With the shock of the new wearing off, Wonder Twins Vol. 2: The Fall and Rise of the Wonder Twins does not quite have the same punch as the first volume, though I’d still have happily kept reading. This second six-issue arc does lead up to a cumulative conclusion, but to me it felt more episodic than the earlier book. That’s perhaps because a lot of this is “aftermath” (or “AfterMath,” as one issue title puns), cleaning up from the first volume instead of building something new. In considering this review, I also found myself wishing the Wonder Twins had faced a more serious opponent in this final book; I never quite felt the Twins were endangered, and even with keeping the elements of humor, I think it would have been interesting to see some semi-serious pathos here, such to connect with the characters more emotionally (something the Harley Quinn title has pulled off nicely).
Still, writer Mark Russell does well in his satirical musings of “strangers in a strange land” aliens Jayna and Zan, who continually find the established rules of right and wrong, and who’s an enemy and who’s a friend, are flimsier than they expected. The story is bookended by some protests against the Justice League, too, with which Russell continues to poke some of the problematic aspects of humanity with a stick.
[Review contains spoilers]
Among the big arcs in Fall and Rise is that we learn the Twins came to Earth from their planet Exxor because their grandfather had been a brutal tyrant and the Exxorians were unlikely to look past it. This is paralleled of course with the “sins of the father” that caused Jayna’s friend Polly Math to do bad herself in Wonder Twins Vol. 1: Activate!. In what’s one of the better sequences, halfway through the book, the Twins first have to pull of a heist to get an errant Phantom Zone projector away from Lex Luthor, and then venture to space to free Polly’s father and others from the Phantom Zone.
That effectively brings Polly and Filo Math’s story to its conclusion. What follows — the Twins having to stop an errant computer program of Filo’s from running amok — feels a bit tacked on, as does the low-stakes fight with the remnants with the League of Annoyance in the last issue. Russell still works in the big themes of youth versus experience, that the changes brought by the young should be accepted by the older generation instead of feared. In terms of narrative structure, however, it rather feels like Wonder Twins ends and then starts up a little bit and then ends again and ends again after that, petering slowly out.

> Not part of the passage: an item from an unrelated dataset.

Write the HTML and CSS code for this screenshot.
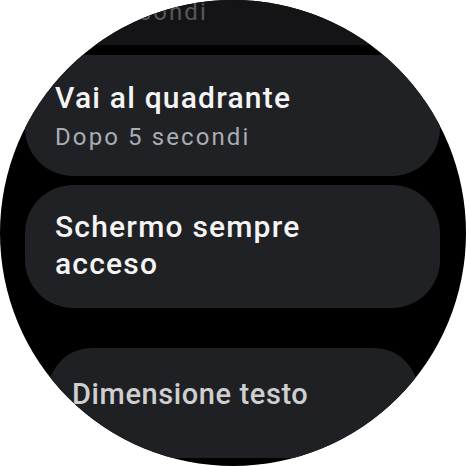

Among contributions Russell makes to the silly side of the DC Universe is the idea that, for non-emergent crowd control (like rioting hockey fans), the Justice League rolls out Repulso, a middle-aged metahuman with the power of bad body odor (so bad that his handlers wear masks and lower him into crowds by a crane). It’s pretty Harley Quinn-esque, reinforcing that Russell is one choice, at least, for that title’s next writer.
Russell trots out Repulso in both this volume’s beginning and end, to an extent as the book’s moral center. In the beginning, Repulso, forced to live alone in a bunker, epitomizes Jayna’s growing realization that heroism is often lonely work with no true winners. In the end, Repulso is dropped into a group who want to let Filo’s computer program Colonel 86 return the world to the social and technological norms of the 1980s. The more biting satire there is artist Stephen Byrne drawing the crowd as essentially the same white man with different-patterned bald spots. Russell’s entreaty via Repulso, however, that the protesters just need to accept progress as a way of life seems reductive considering the deep-seated prejudices that otherwise underlie the types of groups being lampooned.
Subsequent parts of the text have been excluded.